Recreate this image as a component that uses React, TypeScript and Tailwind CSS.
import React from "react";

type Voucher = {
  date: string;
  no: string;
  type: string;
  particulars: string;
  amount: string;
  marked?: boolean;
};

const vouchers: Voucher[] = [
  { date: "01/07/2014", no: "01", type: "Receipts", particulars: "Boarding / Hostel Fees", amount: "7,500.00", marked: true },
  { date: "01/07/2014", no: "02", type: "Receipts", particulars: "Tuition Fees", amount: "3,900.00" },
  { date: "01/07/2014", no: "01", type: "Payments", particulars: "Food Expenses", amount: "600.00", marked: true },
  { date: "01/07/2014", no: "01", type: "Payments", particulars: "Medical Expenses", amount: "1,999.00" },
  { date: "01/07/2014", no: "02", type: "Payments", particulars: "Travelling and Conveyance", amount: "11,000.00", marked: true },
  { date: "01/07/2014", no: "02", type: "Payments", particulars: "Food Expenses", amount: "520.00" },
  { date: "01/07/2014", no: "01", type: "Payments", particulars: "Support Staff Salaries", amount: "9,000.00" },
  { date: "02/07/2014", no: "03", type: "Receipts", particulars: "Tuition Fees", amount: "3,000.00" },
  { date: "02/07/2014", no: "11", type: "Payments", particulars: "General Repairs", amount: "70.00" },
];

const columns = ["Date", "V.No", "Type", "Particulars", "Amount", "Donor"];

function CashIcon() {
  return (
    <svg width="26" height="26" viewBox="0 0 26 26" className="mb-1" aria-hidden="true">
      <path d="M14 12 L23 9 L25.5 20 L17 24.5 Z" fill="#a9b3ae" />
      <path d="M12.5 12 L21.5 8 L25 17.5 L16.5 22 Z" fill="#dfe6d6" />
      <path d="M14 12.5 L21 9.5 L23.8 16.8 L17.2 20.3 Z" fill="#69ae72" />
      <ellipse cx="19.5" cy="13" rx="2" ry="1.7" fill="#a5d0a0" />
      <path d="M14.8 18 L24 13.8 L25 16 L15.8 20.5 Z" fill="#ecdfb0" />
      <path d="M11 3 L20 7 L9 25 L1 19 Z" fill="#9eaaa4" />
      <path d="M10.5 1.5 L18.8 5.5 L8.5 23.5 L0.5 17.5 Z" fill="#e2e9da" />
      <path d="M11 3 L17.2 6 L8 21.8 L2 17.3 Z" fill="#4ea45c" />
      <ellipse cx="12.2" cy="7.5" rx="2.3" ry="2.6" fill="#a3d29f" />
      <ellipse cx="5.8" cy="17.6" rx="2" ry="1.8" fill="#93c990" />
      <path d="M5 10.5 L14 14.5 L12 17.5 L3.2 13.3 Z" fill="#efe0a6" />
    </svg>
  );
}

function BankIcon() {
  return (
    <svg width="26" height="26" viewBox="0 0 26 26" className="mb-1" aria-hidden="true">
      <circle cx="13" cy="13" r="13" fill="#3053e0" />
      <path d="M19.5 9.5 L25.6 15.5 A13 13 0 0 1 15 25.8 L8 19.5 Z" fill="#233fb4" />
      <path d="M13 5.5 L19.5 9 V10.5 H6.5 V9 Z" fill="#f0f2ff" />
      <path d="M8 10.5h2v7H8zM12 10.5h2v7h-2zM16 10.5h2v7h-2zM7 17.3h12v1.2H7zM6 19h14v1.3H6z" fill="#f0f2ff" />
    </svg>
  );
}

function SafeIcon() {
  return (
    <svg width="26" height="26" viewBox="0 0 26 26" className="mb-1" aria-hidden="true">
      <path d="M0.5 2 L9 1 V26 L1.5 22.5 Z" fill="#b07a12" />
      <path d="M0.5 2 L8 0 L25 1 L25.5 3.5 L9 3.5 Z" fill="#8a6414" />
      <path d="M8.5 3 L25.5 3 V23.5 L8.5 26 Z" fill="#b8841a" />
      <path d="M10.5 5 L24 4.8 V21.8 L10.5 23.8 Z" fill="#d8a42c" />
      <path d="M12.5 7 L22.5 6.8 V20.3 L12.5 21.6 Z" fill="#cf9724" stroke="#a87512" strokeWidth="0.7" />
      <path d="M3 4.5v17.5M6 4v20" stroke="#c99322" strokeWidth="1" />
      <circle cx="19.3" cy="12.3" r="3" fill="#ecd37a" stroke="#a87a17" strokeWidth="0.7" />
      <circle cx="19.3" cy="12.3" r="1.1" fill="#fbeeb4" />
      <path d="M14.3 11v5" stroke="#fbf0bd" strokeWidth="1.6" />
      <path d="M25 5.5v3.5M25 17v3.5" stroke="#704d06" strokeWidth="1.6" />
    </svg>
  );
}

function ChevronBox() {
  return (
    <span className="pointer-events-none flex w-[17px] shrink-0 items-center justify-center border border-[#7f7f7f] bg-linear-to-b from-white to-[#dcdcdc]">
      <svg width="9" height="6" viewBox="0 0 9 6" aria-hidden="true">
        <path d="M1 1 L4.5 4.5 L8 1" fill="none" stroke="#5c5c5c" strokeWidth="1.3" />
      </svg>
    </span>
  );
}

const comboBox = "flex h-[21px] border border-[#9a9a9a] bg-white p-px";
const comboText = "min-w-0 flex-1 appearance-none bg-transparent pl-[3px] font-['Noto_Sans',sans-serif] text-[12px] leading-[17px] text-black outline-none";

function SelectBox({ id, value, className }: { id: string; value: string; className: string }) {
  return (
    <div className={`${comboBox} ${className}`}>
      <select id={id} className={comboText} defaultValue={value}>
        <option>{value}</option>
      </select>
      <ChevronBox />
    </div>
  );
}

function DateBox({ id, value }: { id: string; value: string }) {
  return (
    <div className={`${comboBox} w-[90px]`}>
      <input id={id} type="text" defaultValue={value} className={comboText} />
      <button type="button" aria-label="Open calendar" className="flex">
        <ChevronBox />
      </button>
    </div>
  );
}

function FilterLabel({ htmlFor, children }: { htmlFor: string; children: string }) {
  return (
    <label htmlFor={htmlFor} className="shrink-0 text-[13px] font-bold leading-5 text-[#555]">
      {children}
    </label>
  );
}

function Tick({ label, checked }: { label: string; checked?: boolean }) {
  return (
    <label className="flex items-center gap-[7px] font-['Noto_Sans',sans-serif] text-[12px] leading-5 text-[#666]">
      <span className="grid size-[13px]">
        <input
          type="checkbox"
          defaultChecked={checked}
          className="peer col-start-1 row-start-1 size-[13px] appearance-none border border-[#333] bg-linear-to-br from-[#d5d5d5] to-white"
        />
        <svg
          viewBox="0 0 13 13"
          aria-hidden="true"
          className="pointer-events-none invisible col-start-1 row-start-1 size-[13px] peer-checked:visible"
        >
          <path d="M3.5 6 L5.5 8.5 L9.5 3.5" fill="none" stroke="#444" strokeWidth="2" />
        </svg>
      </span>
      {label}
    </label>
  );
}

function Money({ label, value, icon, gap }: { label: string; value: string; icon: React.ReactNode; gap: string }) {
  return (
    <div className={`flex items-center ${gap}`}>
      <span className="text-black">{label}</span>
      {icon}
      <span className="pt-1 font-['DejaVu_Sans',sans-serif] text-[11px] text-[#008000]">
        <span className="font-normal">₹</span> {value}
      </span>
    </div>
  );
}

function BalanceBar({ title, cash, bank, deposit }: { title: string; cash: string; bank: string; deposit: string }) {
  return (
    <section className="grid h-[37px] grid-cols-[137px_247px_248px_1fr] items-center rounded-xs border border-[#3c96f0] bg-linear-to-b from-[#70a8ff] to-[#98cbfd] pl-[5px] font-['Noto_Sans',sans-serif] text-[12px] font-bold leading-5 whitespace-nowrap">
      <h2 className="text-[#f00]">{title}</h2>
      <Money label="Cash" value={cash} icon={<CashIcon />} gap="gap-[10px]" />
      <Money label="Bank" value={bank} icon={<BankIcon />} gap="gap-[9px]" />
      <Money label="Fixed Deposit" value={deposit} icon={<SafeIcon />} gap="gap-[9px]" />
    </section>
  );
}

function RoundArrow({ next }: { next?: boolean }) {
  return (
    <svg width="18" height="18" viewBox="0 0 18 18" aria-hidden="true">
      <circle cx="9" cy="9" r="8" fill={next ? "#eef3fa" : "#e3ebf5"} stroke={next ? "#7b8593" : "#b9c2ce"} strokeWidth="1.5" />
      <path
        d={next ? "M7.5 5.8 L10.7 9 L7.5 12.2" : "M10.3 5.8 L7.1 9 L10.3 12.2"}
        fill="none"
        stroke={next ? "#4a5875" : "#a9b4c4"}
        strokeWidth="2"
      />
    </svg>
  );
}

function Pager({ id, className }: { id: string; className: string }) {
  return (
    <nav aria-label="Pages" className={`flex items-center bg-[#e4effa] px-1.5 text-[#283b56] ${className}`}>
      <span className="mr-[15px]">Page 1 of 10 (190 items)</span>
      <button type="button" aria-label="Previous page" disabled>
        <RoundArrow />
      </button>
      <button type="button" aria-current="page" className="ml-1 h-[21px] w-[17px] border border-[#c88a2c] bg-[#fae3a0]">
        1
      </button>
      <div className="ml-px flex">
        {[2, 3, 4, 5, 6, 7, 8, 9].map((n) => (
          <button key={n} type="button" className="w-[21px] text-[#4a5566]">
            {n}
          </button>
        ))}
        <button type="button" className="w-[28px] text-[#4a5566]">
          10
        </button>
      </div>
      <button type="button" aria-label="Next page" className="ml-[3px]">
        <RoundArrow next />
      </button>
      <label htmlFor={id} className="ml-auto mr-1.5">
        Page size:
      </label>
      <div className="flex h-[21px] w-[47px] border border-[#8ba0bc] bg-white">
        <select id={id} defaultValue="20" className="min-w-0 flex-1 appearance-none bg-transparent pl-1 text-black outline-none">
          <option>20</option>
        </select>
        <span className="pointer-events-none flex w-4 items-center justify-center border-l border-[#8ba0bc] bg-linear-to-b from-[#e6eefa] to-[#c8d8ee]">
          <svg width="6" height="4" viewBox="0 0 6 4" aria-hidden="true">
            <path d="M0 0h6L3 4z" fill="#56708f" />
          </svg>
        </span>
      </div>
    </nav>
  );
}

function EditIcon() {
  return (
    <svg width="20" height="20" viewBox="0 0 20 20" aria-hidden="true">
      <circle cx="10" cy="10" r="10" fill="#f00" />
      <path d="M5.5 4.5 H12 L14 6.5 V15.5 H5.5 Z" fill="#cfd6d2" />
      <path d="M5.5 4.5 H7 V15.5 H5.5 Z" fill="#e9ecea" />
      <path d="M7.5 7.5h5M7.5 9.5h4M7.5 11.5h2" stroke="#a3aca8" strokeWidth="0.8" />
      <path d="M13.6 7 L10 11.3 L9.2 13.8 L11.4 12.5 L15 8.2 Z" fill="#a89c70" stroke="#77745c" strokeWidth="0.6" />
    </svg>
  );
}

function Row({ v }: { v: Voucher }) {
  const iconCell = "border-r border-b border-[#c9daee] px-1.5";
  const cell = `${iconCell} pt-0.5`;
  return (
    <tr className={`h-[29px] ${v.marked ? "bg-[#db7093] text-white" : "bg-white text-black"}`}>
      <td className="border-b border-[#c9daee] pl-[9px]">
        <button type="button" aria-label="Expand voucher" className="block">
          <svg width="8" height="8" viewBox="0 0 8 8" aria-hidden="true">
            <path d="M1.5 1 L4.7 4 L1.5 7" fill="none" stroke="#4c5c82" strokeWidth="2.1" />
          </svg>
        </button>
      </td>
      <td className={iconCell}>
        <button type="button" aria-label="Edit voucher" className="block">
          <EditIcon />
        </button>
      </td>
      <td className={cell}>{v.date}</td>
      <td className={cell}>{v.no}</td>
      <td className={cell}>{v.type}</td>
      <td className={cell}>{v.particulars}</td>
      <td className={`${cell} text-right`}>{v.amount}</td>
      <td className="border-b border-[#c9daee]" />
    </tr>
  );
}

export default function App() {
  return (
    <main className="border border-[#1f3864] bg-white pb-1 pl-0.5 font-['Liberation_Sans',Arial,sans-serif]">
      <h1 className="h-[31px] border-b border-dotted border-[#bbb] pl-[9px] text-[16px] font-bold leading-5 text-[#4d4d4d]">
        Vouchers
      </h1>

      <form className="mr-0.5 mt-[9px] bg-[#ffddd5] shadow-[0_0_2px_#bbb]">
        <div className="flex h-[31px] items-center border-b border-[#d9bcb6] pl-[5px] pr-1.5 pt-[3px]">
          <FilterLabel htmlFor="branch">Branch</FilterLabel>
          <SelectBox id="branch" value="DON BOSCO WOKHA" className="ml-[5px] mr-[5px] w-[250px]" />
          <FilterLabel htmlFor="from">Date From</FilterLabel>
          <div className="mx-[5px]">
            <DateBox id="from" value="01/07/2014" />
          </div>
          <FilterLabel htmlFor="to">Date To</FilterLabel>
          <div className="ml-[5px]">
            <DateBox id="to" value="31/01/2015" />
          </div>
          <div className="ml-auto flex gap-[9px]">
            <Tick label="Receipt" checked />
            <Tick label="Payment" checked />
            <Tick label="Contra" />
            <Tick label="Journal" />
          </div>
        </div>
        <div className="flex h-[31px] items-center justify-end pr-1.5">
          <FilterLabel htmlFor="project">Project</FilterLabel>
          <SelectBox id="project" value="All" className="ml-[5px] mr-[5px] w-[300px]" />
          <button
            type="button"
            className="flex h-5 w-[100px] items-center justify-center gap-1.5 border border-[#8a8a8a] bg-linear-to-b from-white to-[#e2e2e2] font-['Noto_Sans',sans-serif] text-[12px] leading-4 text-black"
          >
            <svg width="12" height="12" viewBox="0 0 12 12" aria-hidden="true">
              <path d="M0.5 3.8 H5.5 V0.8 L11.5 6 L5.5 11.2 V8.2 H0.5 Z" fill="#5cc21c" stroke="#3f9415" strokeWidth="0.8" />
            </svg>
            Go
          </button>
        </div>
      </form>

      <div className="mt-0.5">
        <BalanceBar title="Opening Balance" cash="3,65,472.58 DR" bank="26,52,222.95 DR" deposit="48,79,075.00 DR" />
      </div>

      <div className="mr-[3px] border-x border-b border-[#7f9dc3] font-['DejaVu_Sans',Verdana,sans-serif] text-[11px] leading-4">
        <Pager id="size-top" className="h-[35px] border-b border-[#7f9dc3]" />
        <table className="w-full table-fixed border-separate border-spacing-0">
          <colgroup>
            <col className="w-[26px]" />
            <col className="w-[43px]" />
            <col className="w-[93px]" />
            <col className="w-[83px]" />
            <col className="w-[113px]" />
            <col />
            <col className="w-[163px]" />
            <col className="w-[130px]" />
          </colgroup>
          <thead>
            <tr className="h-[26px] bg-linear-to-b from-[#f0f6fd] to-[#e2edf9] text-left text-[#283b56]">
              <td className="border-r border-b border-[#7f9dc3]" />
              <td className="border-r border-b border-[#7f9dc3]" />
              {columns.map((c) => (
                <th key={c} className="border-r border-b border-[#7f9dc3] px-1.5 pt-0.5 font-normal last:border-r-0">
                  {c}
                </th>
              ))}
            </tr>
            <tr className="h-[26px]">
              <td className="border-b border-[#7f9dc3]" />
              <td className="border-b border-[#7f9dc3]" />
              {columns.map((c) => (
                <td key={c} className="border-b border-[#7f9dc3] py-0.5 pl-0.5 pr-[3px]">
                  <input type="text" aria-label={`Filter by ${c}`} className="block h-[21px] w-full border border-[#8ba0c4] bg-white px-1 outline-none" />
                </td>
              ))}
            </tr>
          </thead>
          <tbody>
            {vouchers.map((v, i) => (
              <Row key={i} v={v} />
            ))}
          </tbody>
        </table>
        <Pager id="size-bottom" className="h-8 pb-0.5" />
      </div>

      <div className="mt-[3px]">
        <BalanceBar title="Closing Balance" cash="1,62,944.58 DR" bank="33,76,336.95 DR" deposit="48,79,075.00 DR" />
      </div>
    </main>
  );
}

[Given task]: Work out how many lines of the data above hold the word "React", and write only the count.

[Response below]: 3